What I want to know from the noble Lord, Lord Wells-Pestell, is whether he can update the situation as described by the noble Baroness, Lady Seear, and her Committee. There was a debate in another place on 13th December in which they discussed the Directives we are discussing today in your Lordships' House. I have been told—and it would be helpful to have it confirmed—that the proposals of the Directive debated then and discussed today have been altered by a subsequent Directive numbered R/57/58. That is not available in the Printed Paper Office; I checked half an hour ago. However, I was told on the telephone from Brussels that it altered the time-limits under which Member States have to complete the rearrangements of their social security provisions, and that it made some alteration in the scope, or ambit, of the Directive.

It would be helpful for your Lordships to know whether the proposals which Lady Seear's Sub-Committee discussed have been overtaken by events, and, if so, whether the new proposals dilute the Directive that she was discussing with her colleagues, or strengthen it. It would also be helpful if we could be told whether the Government have come to any firmer conclusions than they revealed in another place on 13th December. What is their view of the Directive now? When do they think it will be implemented, and what sort of arrangements in the Council of Ministers can we anticipate? Is it going to be something that will go on being discussed for years and years, as the noble Lord, Lord Houghton, might expect, or is it something that is going to be decided soon? If the noble Lord, Lord Wells-Pestell, is able to give us some idea of the time scale, it would be very helpful.

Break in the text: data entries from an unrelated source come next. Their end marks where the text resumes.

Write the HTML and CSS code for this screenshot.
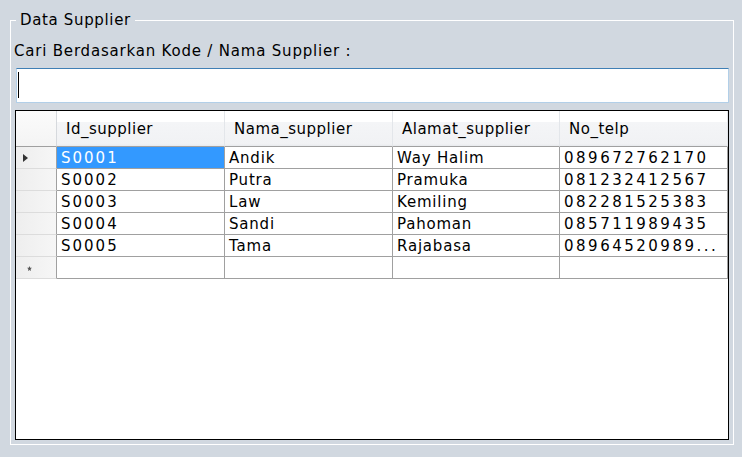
FILE: index.html
```html
<!DOCTYPE html>
<html lang="id">
<head>
<meta charset="utf-8">
<title>Data Supplier</title>
<link rel="stylesheet" href="styles.css">
</head>
<body>
<fieldset class="group">
  <legend class="group-title">Data Supplier</legend>
  <div class="search-label">Cari Berdasarkan Kode / Nama Supplier :</div>
  <div class="search-box"><span class="caret"></span></div>
  <div class="grid">
    <table class="grid-table">
      <thead>
        <tr>
          <th class="corner"></th>
          <th class="col-head w168">Id_supplier</th>
          <th class="col-head w168">Nama_supplier</th>
          <th class="col-head w167">Alamat_supplier</th>
          <th class="col-head w168">No_telp</th>
        </tr>
      </thead>
      <tbody>
        <tr>
          <td class="row-head"><span class="current-mark"></span></td>
          <td class="cell num-id selected">S0001</td>
          <td class="cell">Andik</td>
          <td class="cell">Way Halim</td>
          <td class="cell num-tel">089672762170</td>
        </tr>
        <tr>
          <td class="row-head"></td>
          <td class="cell num-id">S0002</td>
          <td class="cell">Putra</td>
          <td class="cell">Pramuka</td>
          <td class="cell num-tel">081232412567</td>
        </tr>
        <tr>
          <td class="row-head"></td>
          <td class="cell num-id">S0003</td>
          <td class="cell">Law</td>
          <td class="cell">Kemiling</td>
          <td class="cell num-tel">082281525383</td>
        </tr>
        <tr>
          <td class="row-head"></td>
          <td class="cell num-id">S0004</td>
          <td class="cell">Sandi</td>
          <td class="cell">Pahoman</td>
          <td class="cell num-tel">085711989435</td>
        </tr>
        <tr>
          <td class="row-head"></td>
          <td class="cell num-id">S0005</td>
          <td class="cell">Tama</td>
          <td class="cell">Rajabasa</td>
          <td class="cell num-tel">08964520989...</td>
        </tr>
        <tr>
          <td class="row-head"><svg class="new-mark" width="5" height="5" viewBox="0 0 5 5"><path d="M2.5 0 L3.2 1.7 L5 1.8 L3.6 3 L4 5 L2.5 3.9 L1 5 L1.4 3 L0 1.8 L1.8 1.7 Z" fill="#555"/></svg></td>
          <td class="cell"></td>
          <td class="cell"></td>
          <td class="cell"></td>
          <td class="cell"></td>
        </tr>
      </tbody>
    </table>
  </div>
</fieldset>
</body>
</html>
```
FILE: styles.css
```css
html, body {
  margin: 0;
  height: 100%;
}

body {
  background: #d1d8e0;
  font-family: "DejaVu Sans", sans-serif;
  font-size: 15px;
  color: #000;
  padding: 10px 0 0 10px;
  box-sizing: border-box;
}

.group {
  margin: 0;
  width: 724px;
  height: 435px;
  box-sizing: border-box;
  border: 1px solid #fff;
  padding: 0 4px 4px 4px;
  min-width: 0;
}

.group-title {
  margin-left: 1px;
  padding: 0 4px;
  line-height: 20px;
  letter-spacing: 0.65px;
}

.search-label {
  margin-top: 11px;
  line-height: 20px;
  letter-spacing: 0.8px;
  margin-left: -1px;
}

.search-box {
  margin-top: 7px;
  margin-left: 1px;
  width: 713px;
  height: 35px;
  box-sizing: border-box;
  background: #fff;
  border: 1px solid #b2cfe8;
  border-top-color: #3f7fb5;
  padding: 3px 0 0 1px;
}

.caret {
  display: block;
  width: 1px;
  height: 26px;
  background: #000;
}

.grid {
  margin-top: 7px;
  width: 714px;
  height: 330px;
  box-sizing: border-box;
  border: 1px solid #000;
  background: #fff;
}

.grid-table {
  border-collapse: separate;
  border-spacing: 0;
  table-layout: fixed;
  width: 712px;
}

.grid-table th,
.grid-table td {
  box-sizing: border-box;
  padding: 0;
}

.corner {
  width: 41px;
  height: 36px;
  background: linear-gradient(to bottom, #fbfbfb 0, #f4f4f4 100%);
  border-right: 1px solid #d6d9dd;
  border-bottom: 1px solid #a0a0a0;
}

.col-head {
  height: 36px;
  text-align: left;
  vertical-align: top;
  font-weight: normal;
  padding: 8px 0 0 9px !important;
  line-height: 20px;
  letter-spacing: 0.5px;
  white-space: nowrap;
  background: linear-gradient(to bottom, #ffffff 0, #ffffff 30%, #f4f5f7 32%, #f1f2f4 94%, #e8eaed 100%);
  border-right: 1px solid #e3e6ea;
  border-bottom: 1px solid #a0a0a0;
}

.w168 { width: 168px; }
.w167 { width: 167px; }

.row-head {
  height: 22px;
  background: linear-gradient(to right, #eeeeee 0, #f6f6f6 100%);
  border-right: 1px solid #a0a0a0;
  border-bottom: 1px solid #dcdcdc;
  padding-left: 7px !important;
  vertical-align: middle;
}

.current-mark {
  display: block;
  width: 0;
  height: 0;
  border-left: 5px solid #333;
  border-top: 4.5px solid transparent;
  border-bottom: 4.5px solid transparent;
  margin-top: 1px;
}

.new-mark {
  display: block;
  margin-left: 4px;
  margin-top: 1px;
}

.cell {
  height: 22px;
  vertical-align: top;
  padding: 1px 0 0 4px !important;
  line-height: 20px;
  letter-spacing: 0.8px;
  white-space: nowrap;
  overflow: hidden;
  border-right: 1px solid #a0a0a0;
  border-bottom: 1px solid #a0a0a0;
}

.num-id {
  letter-spacing: 2px;
}

.num-tel {
  letter-spacing: 2.5px;
}

.selected {
  background: #3399ff;
  color: #fff;
}
```
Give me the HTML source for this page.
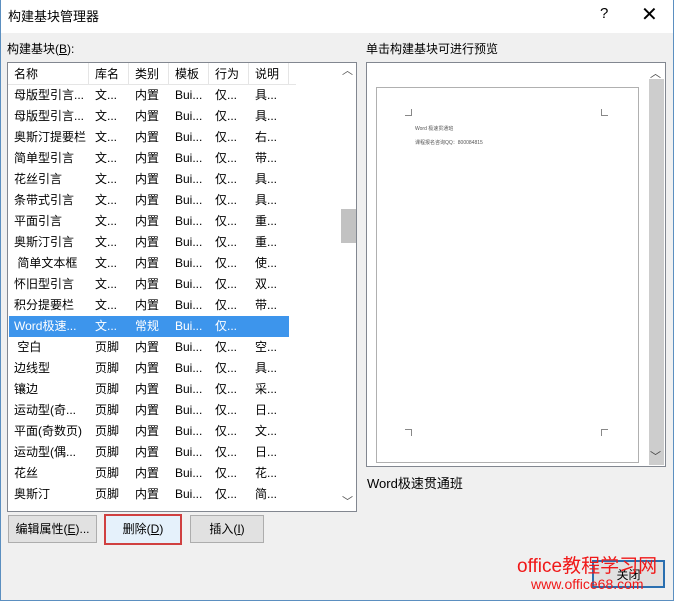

If I may be allowed to intervene for a moment as a member of the Select Committee rather than as a Front Bench spokesman, I think it is useful for debates on instruments that have become out of date to be updated by the Government during the debate. Sometimes in matters like this the Committee may feel that it is necessary to go back to the same subject later on to see whether progress has been as much as they hoped, or as little as they feared.

Before going on to one or two points about the actual report itself, may I ask the noble Lord whether he could say whether it is the Government's plan to extend the ambit of the Directive, or not? As I understand it, the draft proposals from the Commission are unlike normal Government Bills. They usually pass with a great deal of amendment, and if amendments are made by Member States who argue their case well, they often become incorporated in the Directive. Indeed, it makes it very difficult for the scrutiny committee to carry out its job when these amendments are copious.

It would be interesting to know, if the noble Lord is able to tell us, whether the Government plan to deal with any of the points raised by the noble Baroness, Lady Seear, in the working groups or in the Council of Ministers itself. Do the Government intend to extend or strengthen this Directive in any particular way? If so, could we be told, because surely it cannot harm the Government's case to state it out in advance.

I am not an expert on social security in Britain, let alone at Community level. I have found it a subject almost as intractable as the new maths on which I attempt to help my daughter sometimes in her homework. But I should like to know whether it is correct that one of our difficulties is that we have a more comprehensive, if not necessarily a more generous, range of benefits and that this Directive is only directed at equality within benefits rather than the equality of benefits themselves, or whether the range is wide or narrow, so that our position is made more awkward by the fact that we have tried hard, in that there are more benefits here than there are in other Member States and we have to introduce equality into all of them. This Directive does not lay down any extension of the ambit of social security provisions; it merely lays down that they must all be equal as between the sexes.

I should like to know whether the Government have come to a view as to whether this is a wholly satisfactory way to go about correlating social security systems within the Community. If there is equality of treatment for both sexes within provisions that are themselves wholly different between Member State and Member State, it can be an equality between sexes that is more apparent than real if the extent of the provision within the different States is not comparable.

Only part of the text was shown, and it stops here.